Между тем, требование ж и з н е н н о с т и есть основное требование, предъявляемое им ко всякой философии.

Разоблачая “вечные истины”, Шпенглер видит суть дела не в различии между бессмертными и преходящими учениями, а в том, что существует вообще только либо такие учения, которые являются жизненными в течение известного периода времени, либо такие, которые никогда не были жизненными. Научный костюм, ученая маска философии ничего тут не решают.

“Нет ничего легче, – говорит сам Шпенглер, – как взамен отсутствующих мыслей создать систему. Но даже верная мысль имеет мало цены, если она высказана поверхностным умом. Значение какого-нибудь учения определяется исключительно степенью его необходимости для жизни”.

Вот почему пробным камнем для испытания ценности мыслителя Шпенглер считает обнаруживаемую им степень понимания великих фактов своего времени.

“Только тут выясняется, является ли кто-нибудь просто искусным конструктором систем и принципов, с ловкостью и начитанностью разбирающимся в разных дефинициях и анализах, или же устами его произведений и интуицией говорит сама душа эпохи. Философ, который не охватывает действительности и не господствует над ней, не будет крупным философом. Философы до-Сократовского времени были политиками и купцами большого стиля. Платону едва не стоило жизни то, что он хотел осуществить в Сиракузах свои политические идеи. Он же открыл ряд геометрических теорем, благодаря которым Евклид получил возможность построить систему античной математики. Паскаль, которого Ницше знал только, как “надломленного христианина”, Декарт, Лейбниц были первыми математиками своего времени» .

Всех их Шпенглер противопоставляет философам последнего времени.

Существенным недостатком последних было то, что они не занимали решающего места в действительной жизни. Никто из новейших философов не оказал, хотя бы одним делом, одной мощной мыслью решающего влияния на высшую политику, на развитие современной техники, путей сообщения, народного хозяйства, на какой-либо из видов богатой действительности.

Шпенглер перебирает старых философов: Аристотеля, который мог бы, по его мнению, заведовать, подобно Софоклу, финансами в Афинах; Гете, который был образцовым министром, но, к сожалению, в маленьком государстве; он высоко ценит то, что Гете понимал в свое время коммерческое значение Суэцкого и Панамского каналов (Гете предвидел время осуществления последнего); Гоббс – участник образования английской колониальной империи; Лейбниц, положивший основание дифференциальному исчислению, в то же время понимал значение Египта для французской политики, роль Суэцкого перешейка и имел глубокие политические и стратегические соображения…

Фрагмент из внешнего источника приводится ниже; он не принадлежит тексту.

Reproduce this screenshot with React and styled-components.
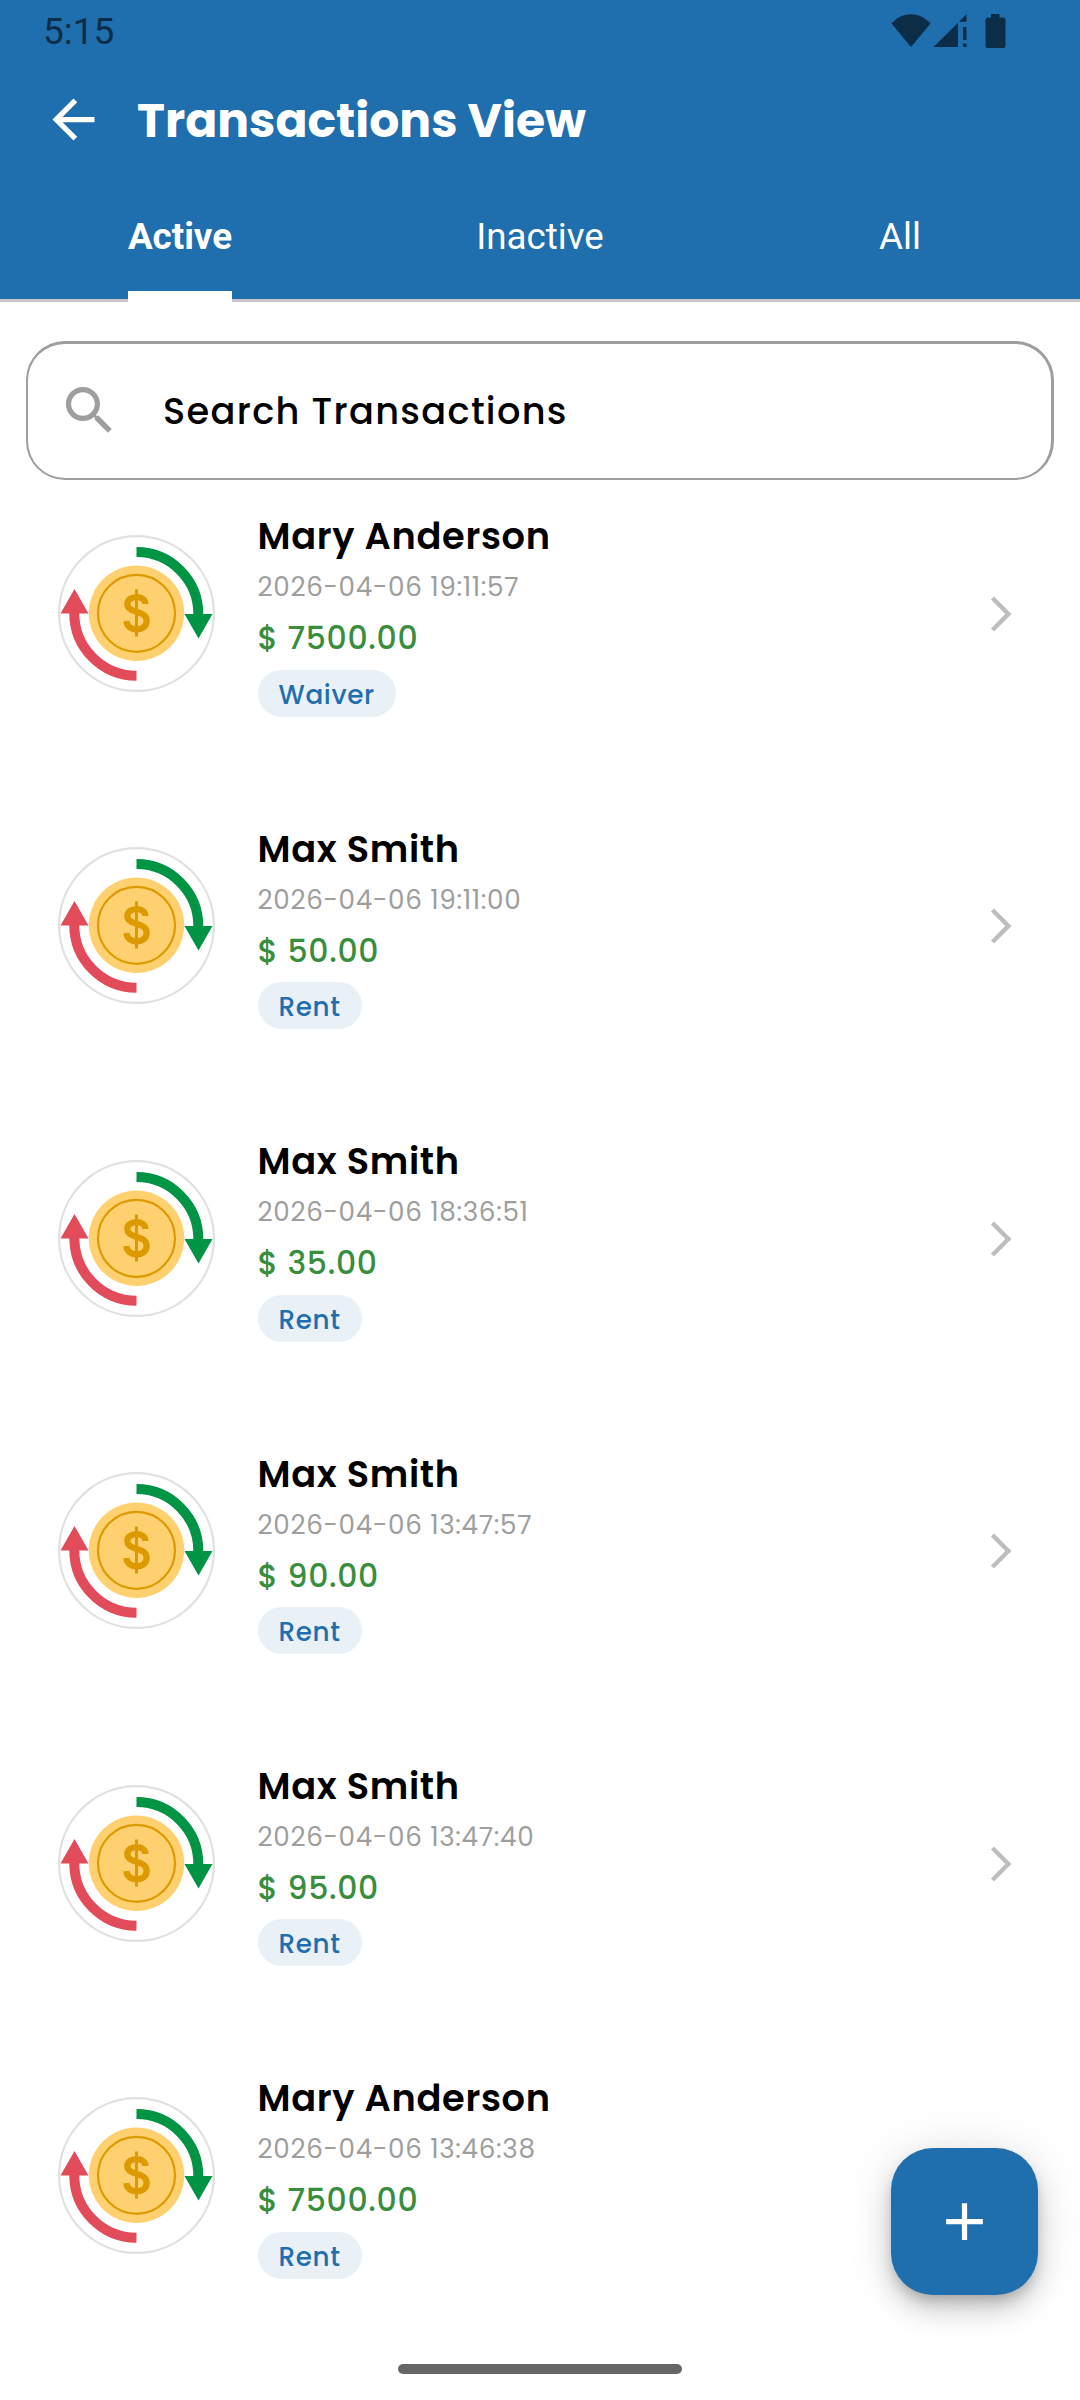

Всем этим жизненным умам старых философов Шпенглер противопоставляет будничность, узость практических горизонтов у современных мыслителей. Он с презрением восклицает:

“Не возбуждает ли жалость одна мысль о том, чтобы кто-нибудь из них показал свои таланты в качестве государственного деятеля, дипломата, крупного организатора, руководителя какого-нибудь огромного, колониального коммерческого или транспортного предприятия. Но это не свидетельствует о внутреннем превосходстве, а скорее о легковесности. Тщетно озираюсь я и ищу, кто из них создал себе имя, хотя бы одним глубоким и прозорливым суждением в вопросе, имеющем решающее значение для современности. И я наталкиваюсь только на провинциальные взгляды, на мнения, какие имеет каждый обыватель. Когда я беру в руки книгу какого-нибудь современного мыслителя, то задаюсь вопросом, какое он вообще имеет представление, – кроме катедерской или пустой партийной болтовни, соответствующей уровню среднего журналиста, которую можно встретить у Бергсона, Гюйо, Спенсера, Дюринга, Эйкена – о фактической стороне мировой политики, о великих проблемах мировых городов, капитализма, будущности государства, об отношении техники к концу цивилизации, о русском вопросе, о вопросах науки вообще”.

И Шпенглер с пафосом полного жизни практика бичует бесплодие современной философии.

“Очевидно, – констатирует он, – утерян всякий смысл философской деятельности. Смешивают ее с проповедью, агитацией, фельетоном, или научной специальностью. От перспективы птичьего полета опустились до уровня лягушечьей перспективы. Речь идет ни о чем ином, как о вопросе, возможна ли вообще сегодня или завтра настоящая философия. В противном случае разумнее стать плантатором или инженером, чем-нибудь истинным и реальным, нежели пережевывать затасканные темы под предлогом “нового подъема философского мышления”; и лучше сконструировать новый двигатель для летательного аппарата, чем новую и столь же излишнюю теорию апперцепции… За поразительно ясные, высоко интеллектуальные формы быстроходного парохода, сталелитейного завода, прецизионной машины, за тонкость и изящество некоторых химических и оптических процессов я готов отдать всю стильную дребедень современной художественной промышленности, вместе с живописью и архитектурой”.

Откуда же у человека с фаустовской душой такой пафос цивилизации? Откуда воля к практическому деланию?

К осушению болот Фауст приходит в результате успокоения. Это успокоение, завершение, конец культуры; между тем, Шпенглеровский пафос устремлен в некую перспективу творчества, подъема, расцвета, этого практического делания. Как вяжется этот оптимизм в отношении цивилизации с пониманием ее сущности? Ведь цивилизация есть “смерть культуры”, ее “склероз”, “окостенение”.